I worry that the HMIC report does not say enough about diversion, prevention, crime reduction or problem-solving activities. They seem to have fallen outside the four categories that it chose, and we need to look at that report and its definition with very great care.
In Staffordshire, the protestations that the cuts should not hit front-line services simply sound absurd. From this November, the county, which has a Conservative-run council, is implementing a rule that will force serving police officers, irrespective of rank or experience, to retire once they have reached 30 years’ service. Does my right hon. Friend think that Staffordshire police will enforce regulation A19 lightly, or does he think that it has something to do with the severity and depth of the cuts?
The hon. Gentleman asks me to comment on a constabulary that is about as far away from my own as it is possible to go. All I can say on behalf of my own area is that we simply want our police officers to be solving crime and, better still, preventing crime—dealing with the realities of day-to-day life rather than engaging in spurious PR exercises and form filling of the sort that has dominated the political agenda for some time and that this Government are rightly seeking to reduce.
There is talk of its being easier simply not to replace chief superintendents—I almost said chief constables, which was a bit of a Freudian slip—after their 30-year service has come to an end. Of course there is a temptation to take that approach but, certainly in our case, it is balanced with the clear need seriously to address the issue of back-office support that other hon. Members have mentioned. That has been slightly misrepresented, because huge importance is attached to back-office police work as distinct from back-office administrative activity. The right hon. Member for Cardiff South and Penarth (Alun Michael) was a little disingenuous in not making that clear separation.

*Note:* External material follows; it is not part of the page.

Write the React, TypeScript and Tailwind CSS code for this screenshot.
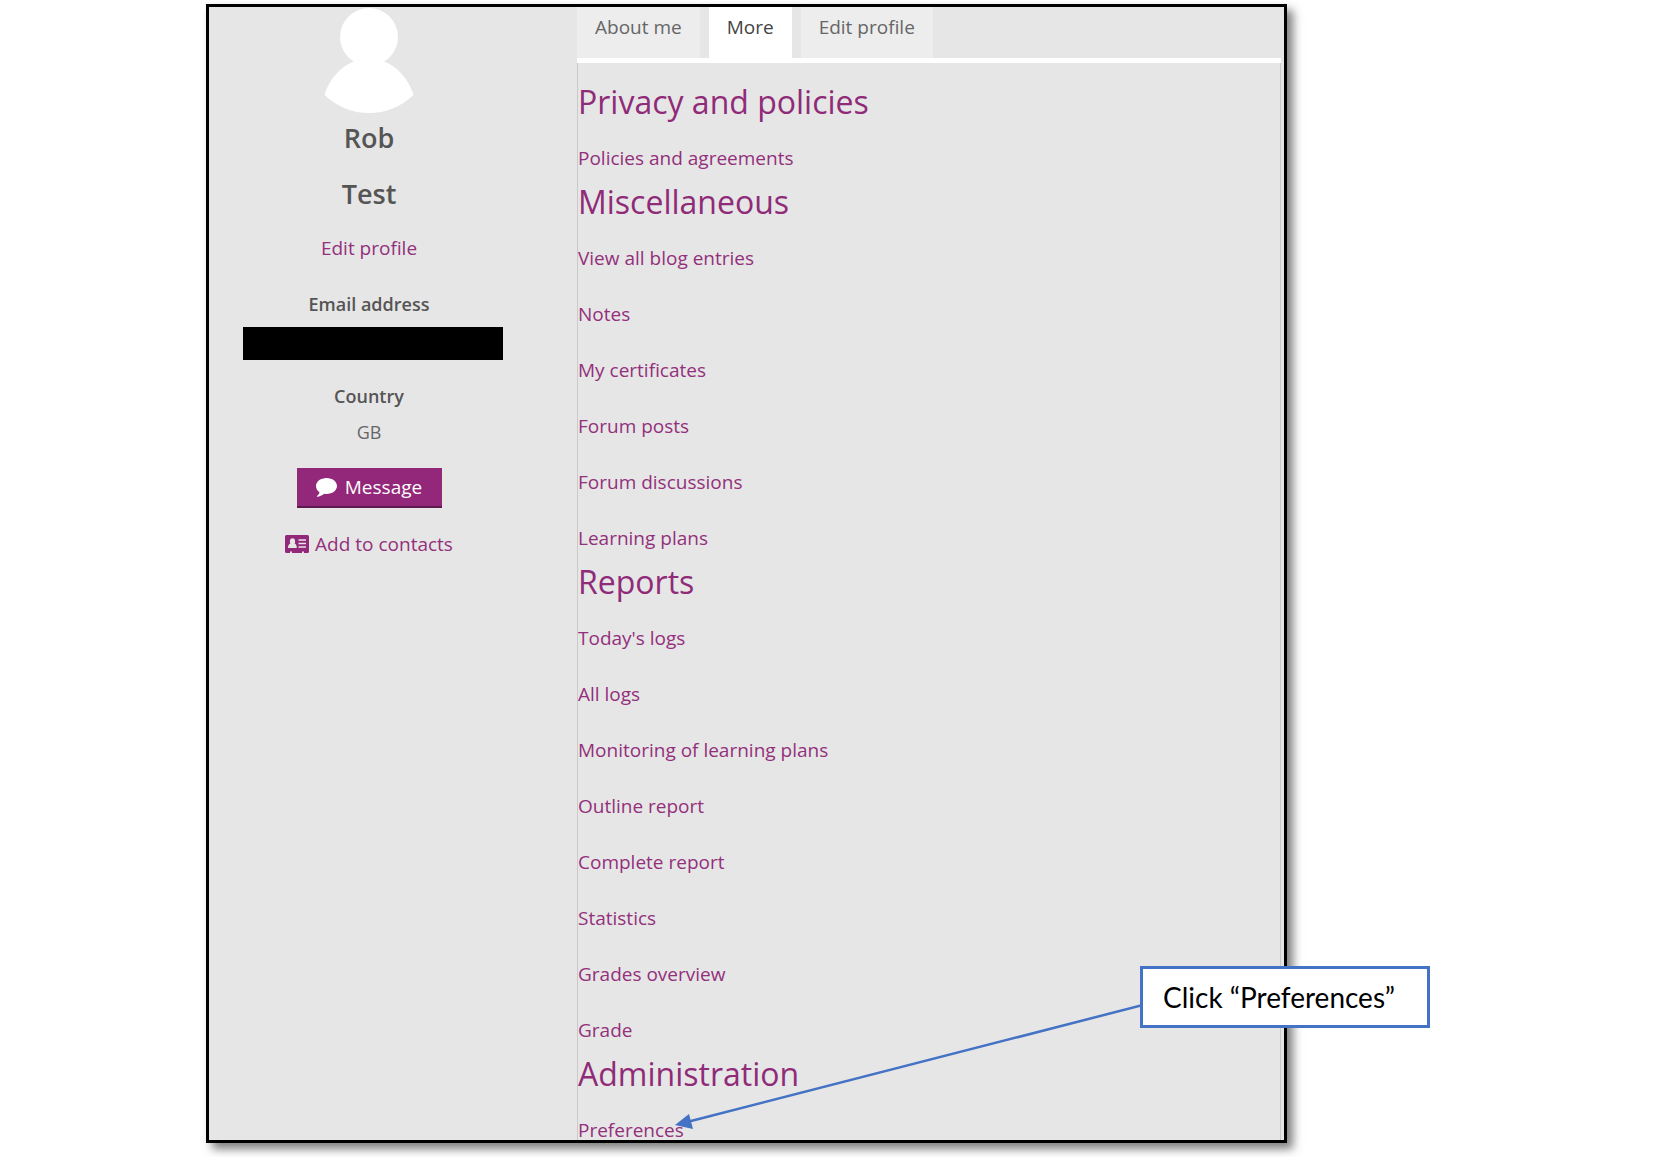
const sections = [
  { title: 'Privacy and policies', links: ['Policies and agreements'] },
  {
    title: 'Miscellaneous',
    links: ['View all blog entries', 'Notes', 'My certificates', 'Forum posts', 'Forum discussions', 'Learning plans'],
  },
  {
    title: 'Reports',
    links: [
      "Today's logs",
      'All logs',
      'Monitoring of learning plans',
      'Outline report',
      'Complete report',
      'Statistics',
      'Grades overview',
      'Grade',
    ],
  },
  { title: 'Administration', links: ['Preferences'] },
];

function Avatar() {
  return (
    <svg className="h-[106px] w-[90px] text-white" viewBox="0 0 90 106" fill="currentColor" role="img" aria-label="Profile picture">
      <circle cx="45" cy="30" r="29" />
      <path d="M31 54Q45 60 59 54C73 59 85 72 89.500 88Q70 106 45 106Q20 106 .5 88C5 72 17 59 31 54Z" />
    </svg>
  );
}

function Profile() {
  return (
    <aside className="flex w-80 shrink-0 flex-col items-center text-[19px] leading-6">
      <Avatar />
      <h2 className="mt-[7px] text-center text-[27px] font-semibold leading-9 text-[#555]">Rob</h2>
      <h2 className="mt-5 text-center text-[27px] font-semibold leading-9 text-[#555]">Test</h2>
      <a href="#edit" className="mt-6 text-[#93307c]">Edit profile</a>
      <dl className="mt-8 flex flex-col items-center text-[#666]">
        <dt className="text-lg font-semibold leading-6 text-[#555]">Email address</dt>
        <dd className="ml-2 mt-[11px] h-[33px] w-[260px] bg-black" />
        <dt className="mt-6 text-lg font-semibold leading-6 text-[#555]">Country</dt>
        <dd className="mt-3 text-lg leading-6">GB</dd>
      </dl>
      <button className="mt-6 flex h-10 w-[145px] items-center justify-center gap-2 border-b-2 border-[#5f1a50] bg-[#93277a] font-medium text-white">
        <svg className="h-[19px] w-[21px]" viewBox="0 0 21 19" fill="currentColor" aria-hidden="true">
          <path d="M10.500 0C16.300 0 21 3.600 21 8s-4.700 8-10.500 8c-.8 0-1.600-.1-2.400-.2C6 17.600 3.600 18.600 1.300 18.800c-.5 0-.6-.6-.2-.9 1.300-1 2.200-2.100 2.400-3.600C1.300 12.800 0 10.600 0 8 0 3.600 4.700 0 10.500 0Z" />
        </svg>
        Message
      </button>
      <a href="#contacts" className="mt-6 flex items-center gap-1.5 text-[#93307c]">
        <svg className="h-[18px] w-6" viewBox="0 0 24 18" aria-hidden="true">
          <path fill="#93277a" d="M1.500 0h21A1.500 1.500 0 0 1 24 1.500v15a1.500 1.500 0 0 1-1.500 1.500H19v-1.500h-2V18H7v-1.500H5V18H1.500A1.500 1.500 0 0 1 0 16.500v-15A1.500 1.500 0 0 1 1.500 0Z" />
          <g fill="#e6e6e6">
            <ellipse cx="7.500" cy="6.500" rx="2.600" ry="3.300" />
            <path d="M5.500 8.500h4c1.500.5 2.300 2 2.300 4.500H3c0-2.500.9-4 2.500-4.500Z" />
            <path d="M13.500 4.200H21v1.500h-7.500zM13.500 7.700H21v1.500h-7.500zM13.500 11.200H21v1.500h-7.500z" />
          </g>
        </svg>
        Add to contacts
      </a>
    </aside>
  );
}

function Callout() {
  return (
    <>
      <svg className="absolute bottom-2 left-[466px] h-[130px] w-[468px]" viewBox="0 0 468 130" aria-hidden="true">
        <line x1="14" y1="119.500" x2="468" y2="3" stroke="#4472c4" strokeWidth="2.500" />
        <path d="M0 123L14 112L18 127Z" fill="#4472c4" />
      </svg>
      <div className="absolute -right-[146px] bottom-28 w-[290px] border-3 border-[#4472c4] bg-white px-5 py-2.5 font-['Lato',sans-serif] text-[28px] leading-9 text-black">
        Click “Preferences”
      </div>
    </>
  );
}

export default function App() {
  return (
    <div className="bg-white pb-[15px] pl-[206px] pr-[367px] pt-1 font-['Open_Sans',sans-serif]">
      <main className="relative flex gap-12 border-3 border-black bg-[#e6e6e6] shadow-[6px_6px_9px_rgba(0,0,0,0.5)]">
        <Profile />
        <div className="mr-[3px] flex min-w-0 flex-1 flex-col">
          <nav className="flex gap-[9px] text-[19px] text-[#666]">
            <a href="#about" className="h-[51px] bg-[#ededed] px-[18px] pt-1.5 leading-7">About me</a>
            <a href="#more" aria-current="page" className="h-[51px] bg-white px-[18px] pt-1.5 leading-7 text-[#444]">More</a>
            <a href="#edit" className="h-[51px] bg-[#ededed] px-[18px] pt-1.5 leading-7">Edit profile</a>
          </nav>
          <div className="h-[5px] bg-white" />
          <div className="flex flex-col gap-[18px] border-x border-[#cacaca] pt-[23px] text-[#8f2b78]">
            {sections.map((s) => (
              <section key={s.title}>
                <h3 className="mb-[30px] text-[32px] leading-8">{s.title}</h3>
                <ul className="flex flex-col gap-9 text-[19px] leading-5 text-[#93307c]">
                  {s.links.map((l) => (
                    <li key={l}>
                      <a href="#more">{l}</a>
                    </li>
                  ))}
                </ul>
              </section>
            ))}
          </div>
        </div>
        <Callout />
      </main>
    </div>
  );
}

I mentioned the 149 police officers being forced to resign after 30 years’ service in Staffordshire, but I did not mention the six police stations, including my own in Newcastle-under-Lyme, that are being closed because of the cuts. These are police stations that survived Margaret Thatcher and are now falling victim to Cameron-Clegg. Would the hon. Gentleman designate those as much-needed assets or merely back-office functions that can be reorganised willy-nilly?
The hon. Gentleman conveniently takes me on to my next point.
I do not think anybody on the Government Benches—obviously I cannot speak for the Home Secretary—has gone into these challenges with any great sense of glee based on any great ideology. It is grim reality time—responsibility time. I was fortunate enough to operate in the private sector before I came to this place. I was responsible for 90 employees and a budget of £5 million. Every single year I was forced to reduce that budget, every single year I went to my departmental head, every single year they said they could not do it, and every single year they said it would never be the same again and the end of civilisation as we know it, and—guess what?—after 10 years we had a lean, efficient machine that served its members responsibly and cost-effectively. What it boils down to—my own chief constable has said this publicly and privately—is that police officers are well capable of applying the same corporate disciplines in the police world that most people out there in the real world apply to their businesses. We should not automatically assume that a new approach to efficient policing will necessarily lead to compromises in safety.
The Government’s proposals take us back to relatively recent levels of funding, not to the dark ages. They remove a thick layer of bureaucracy that I thought everybody in this House was keen to see rid of, as well as members of the public and the police force. These proposals take police officers out of their offices and put them back where we need them: solving and preventing crime, and closer to their communities.
The scandal of this motion, and the reason I took part in this debate—I had no serious intention of doing so, but I was driven to it by frustration—is that it has nothing whatsoever to do with protecting vulnerable people in society or defending jobs in the police, and everything to do with furthering Labour’s political aims. To do that in the run-up to a Welsh Assembly election when so many things are at stake, and to do so at the expense of the fear of vulnerable people in society and police officers worried about their jobs, is an absolute scandal. For that reason alone, the motion should fail dismally.